Inclusivity (Ic) involves consulting and engaging communities to address shocks and stresses in specific communities, sectors, or locations. Ic improves and feeds future decision-making processes through proper stakeholder feedback (Salimi and Al-Ghamdi, 2020; Sharifi, 2016). By actively involving various stakeholders, shared ownership actions promote efficient information exchange and integration within the city’s systems (Salimi and Al-Ghamdi, 2020). Community engagement in discussions about the threats to the built environment fosters collective actions, improving resilience and preventing community isolation (Arup and The Rockefeller Foundation, 2014a). Methods such as questionnaire surveys, focus group discussions, interviews with key informants, and community conversations facilitate community participation (Sharifi, 2016; US IOTWS, 2007b; Pfefferbaum et al., 2013; UNDP Drylands Development Centre, 2016; Schwind, 2020). According to the (UNDP Drylands Development Centre et al., 2014), community participants would help develop resilience tools, systems, or indicators by reaching a consensus. Surveys and stakeholders’ participation in the discussions help assess community resilience and identify improvement strategies (Sharifi, 2016; Pfefferbaum et al., 2013). Ic of people and places is supported by a place-based approach (Owens, 2005), which encourages understanding of the way of acting and behaving through collective culture and reflective past (Shafiei Dastjerdi et al., 2021).

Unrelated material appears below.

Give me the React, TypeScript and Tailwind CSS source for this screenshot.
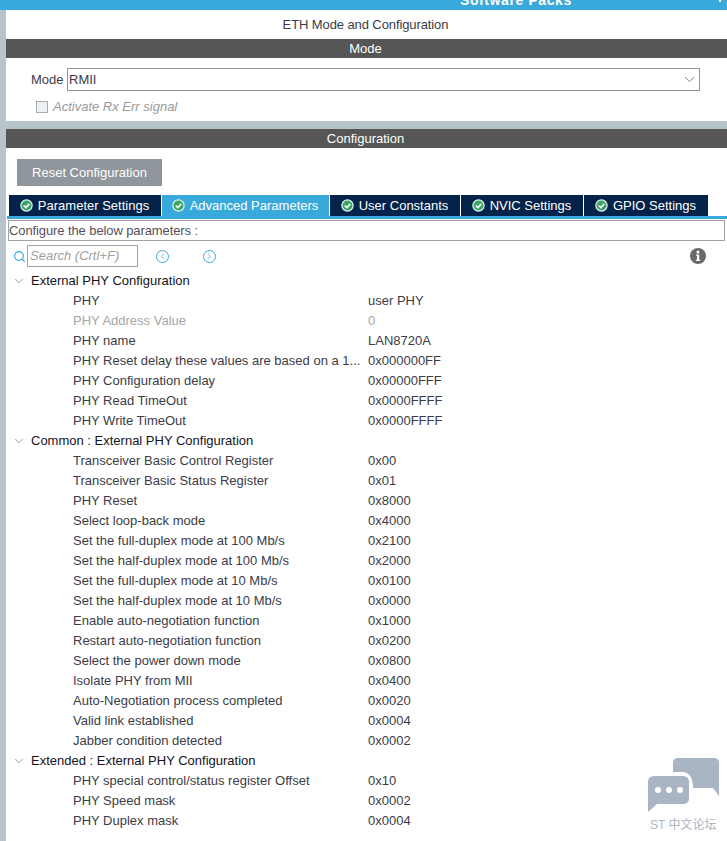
import React from 'react';
import { ChevronDown, Search, ChevronLeft, ChevronRight } from 'lucide-react';

const tabs = [
  { name: 'Parameter Settings', width: 'w-[152px]', active: false },
  { name: 'Advanced Parameters', width: 'w-[167px]', active: true },
  { name: 'User Constants', width: 'w-[130px]', active: false },
  { name: 'NVIC Settings', width: 'w-[122px]', active: false },
  { name: 'GPIO Settings', width: 'w-[124px]', active: false },
];

const sections = [
  {
    title: 'External PHY Configuration',
    rows: [
      ['PHY', 'user PHY'],
      ['PHY Address Value', '0', 'off'],
      ['PHY name', 'LAN8720A'],
      ['PHY Reset delay these values are based on a 1...', '0x000000FF'],
      ['PHY Configuration delay', '0x00000FFF'],
      ['PHY Read TimeOut', '0x0000FFFF'],
      ['PHY Write TimeOut', '0x0000FFFF'],
    ],
  },
  {
    title: 'Common : External PHY Configuration',
    rows: [
      ['Transceiver Basic Control Register', '0x00'],
      ['Transceiver Basic Status Register', '0x01'],
      ['PHY Reset', '0x8000'],
      ['Select loop-back mode', '0x4000'],
      ['Set the full-duplex mode at 100 Mb/s', '0x2100'],
      ['Set the half-duplex mode at 100 Mb/s', '0x2000'],
      ['Set the full-duplex mode at 10 Mb/s', '0x0100'],
      ['Set the half-duplex mode at 10 Mb/s', '0x0000'],
      ['Enable auto-negotiation function', '0x1000'],
      ['Restart auto-negotiation function', '0x0200'],
      ['Select the power down mode', '0x0800'],
      ['Isolate PHY from MII', '0x0400'],
      ['Auto-Negotiation process completed', '0x0020'],
      ['Valid link established', '0x0004'],
      ['Jabber condition detected', '0x0002'],
    ],
  },
  {
    title: 'Extended : External PHY Configuration',
    rows: [
      ['PHY special control/status register Offset', '0x10'],
      ['PHY Speed mask', '0x0002'],
      ['PHY Duplex mask', '0x0004'],
    ],
  },
];

function TabCheck({ active }: { active: boolean }) {
  return (
    <svg width="13" height="13" viewBox="0 0 13 13" className="shrink-0">
      <circle cx="6.5" cy="6.5" r="6.2" fill={active ? '#dff3ea' : '#e8f5ee'} />
      <circle cx="6.5" cy="6.5" r="5" fill="#3aa567" />
      <path d="M3.7 6.5 L5.8 8.5 L9.3 4.9" fill="none" stroke="#ffffff" strokeWidth="1.6" />
    </svg>
  );
}

function Bar({ text }: { text: string }) {
  return (
    <div className="h-[19px] bg-[#555655] text-white text-[13px] leading-[19px] text-center pr-[2px]">{text}</div>
  );
}

export default function App() {
  return (
    <div className="relative w-[727px] h-[841px] overflow-hidden bg-[#b8c4cc] text-[13px] text-[#3c3c46] font-['Liberation_Sans',sans-serif] flex flex-col">
      <div className="h-[10px] shrink-0 bg-[#39a9dc] overflow-hidden flex justify-between pl-[460px] pr-[6px]">
        <div className="text-white font-bold text-[14px] leading-[14px] -mt-[7px] tracking-[0.6px]">Software Packs</div>
        <div className="w-[2px] h-[2px] bg-white"></div>
      </div>

      <div className="ml-[6px] flex flex-col flex-1 min-h-0">
        <div className="bg-white h-[29px] shrink-0 text-center leading-[29px] pr-[2px] tracking-[-0.1px]">ETH Mode and Configuration</div>
        <Bar text="Mode" />
        <div className="bg-white h-[63px] shrink-0">
          <div className="flex items-center pt-[10px] pl-[25px] h-[33px]">
            <span className="w-[36px]">Mode</span>
            <div className="w-[633px] h-[23px] border border-[#8f969c] flex items-center justify-between pl-[1px] pr-[1px]">
              <span>RMII</span>
              <ChevronDown size={17} strokeWidth={1} className="text-[#555]" />
            </div>
          </div>
          <div className="flex items-center gap-[5px] pl-[30px] mt-[6px] italic text-[#9a9a9a]">
            <span className="w-[12px] h-[12px] border border-[#a6adb2] bg-[#f0f1f2]"></span>
            Activate Rx Err signal
          </div>
        </div>
        <div className="h-[8px] shrink-0"></div>
        <Bar text="Configuration" />

        <div className="bg-white flex-1 min-h-0">
          <div className="pt-[11px] pl-[11px]">
            <div className="w-[145px] h-[27px] bg-[#8f969c] text-white leading-[27px] text-center">Reset Configuration</div>
          </div>
          <div className="flex gap-[1px] mt-[9px] pl-[3px]">
            {tabs.map((t) => (
              <div
                key={t.name}
                className={`${t.width} h-[21px] flex items-center justify-center gap-[5px] pr-[1px] ${t.active ? 'bg-[#39a9dc] text-white' : 'bg-[#03234b] text-white'}`}
              >
                <TabCheck active={t.active} />
                {t.name}
              </div>
            ))}
          </div>
          <div className="h-[3px] ml-[1px] bg-[#39a9dc]"></div>
          <div className="ml-[2px] mt-[1px] w-[717px] h-[21px] border border-[#9ea3a7] leading-[19px] tracking-[-0.1px] text-[#55505a]">Configure the below parameters :</div>

          <div className="flex items-center h-[22px] mt-[4px] pl-[7px]">
            <Search size={13} strokeWidth={2.2} className="text-[#39a9dc] mr-[1px]" />
            <div className="w-[111px] h-[22px] border border-[#9ea3a7] pl-[2px] italic text-[#a0a0a0] leading-[20px]">Search (Crtl+F)</div>
            <span className="ml-[18px] w-[13px] h-[13px] rounded-full border border-[#39a9dc] flex items-center justify-center">
              <ChevronLeft size={9} strokeWidth={2} className="text-[#39a9dc]" />
            </span>
            <span className="ml-[34px] w-[13px] h-[13px] rounded-full border border-[#39a9dc] flex items-center justify-center">
              <ChevronRight size={9} strokeWidth={2} className="text-[#39a9dc]" />
            </span>
            <svg width="16" height="16" viewBox="0 0 16 16" className="ml-[474px]">
              <circle cx="8" cy="8" r="8" fill="#6a6a6a" />
              <circle cx="8" cy="4" r="1.5" fill="#ffffff" />
              <path d="M6 6.5 H9.2 V11.8 H10.2 V13 H5.9 V11.8 H7 V7.7 H6 Z" fill="#ffffff" />
            </svg>
          </div>

          <div className="mt-[4px]">
            {sections.map((s) => (
              <div key={s.title}>
                <div className="h-[20px] flex items-center text-[#14141e]">
                  <ChevronDown size={14} strokeWidth={1} className="ml-[6px] mr-[5px] text-[#555]" />
                  {s.title}
                </div>
                {s.rows.map((r) => (
                  <div key={r[0]} className={`h-[20px] flex items-center pl-[67px] ${r[2] ? 'text-[#a6a6a6]' : ''}`}>
                    <span className="w-[295px] whitespace-nowrap overflow-hidden">{r[0]}</span>
                    <span>{r[1]}</span>
                  </div>
                ))}
              </div>
            ))}
          </div>
        </div>
      </div>

      <div className="absolute left-[648px] top-[757px] w-[72px] h-[76px]">
        <svg width="72" height="57" viewBox="0 0 72 57" className="absolute left-0 top-0">
          <path d="M30 1 H66 Q71 1 71 6 V31 V39 L65 31 H45 Q45 17 36 15 L25 15 V6 Q25 1 30 1 Z" fill="#a9b5c3" />
          <path d="M6 19 H35 Q41 19 41 25 V41 Q41 47 35 47 H9 L0 55 V25 Q0 19 6 19 Z" fill="#a9b5c3" />
          <circle cx="10" cy="33" r="3" fill="#ffffff" />
          <circle cx="21" cy="33" r="3" fill="#ffffff" />
          <circle cx="32" cy="33" r="3" fill="#ffffff" />
        </svg>
        <div className="absolute left-[2px] top-[61px] whitespace-nowrap text-[12px] leading-[14px] text-[#a9b5c3] font-['Liberation_Sans','Noto_Sans_CJK_SC',sans-serif]">ST 中文论坛</div>
      </div>
    </div>
  );
}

Integrating processes across different city systems enhances decision-making reliability. This integration involves networking the systems’ information to facilitate mutual operation and rapid response (Salimi and Al-Ghamdi, 2020). The information exchange among city systems enables collective functioning and swift response to threats and disasters (Arup and The Rockefeller Foundation, 2014a). For instance, integrating natural systems with the constructed form will improve ecological resilience and reduce the occurrence of such disasters (Shafiei Dastjerdi et al., 2021; Chelleri and Marta, 2012). The alignment and integration of systems across various operational scales are crucial for maintaining consistency in decision-making and supporting positive outcomes. This involves sharing information among systems to enable them to function collectively and respond quickly to threats or disasters within a city (Arup and The Rockefeller Foundation, 2014b).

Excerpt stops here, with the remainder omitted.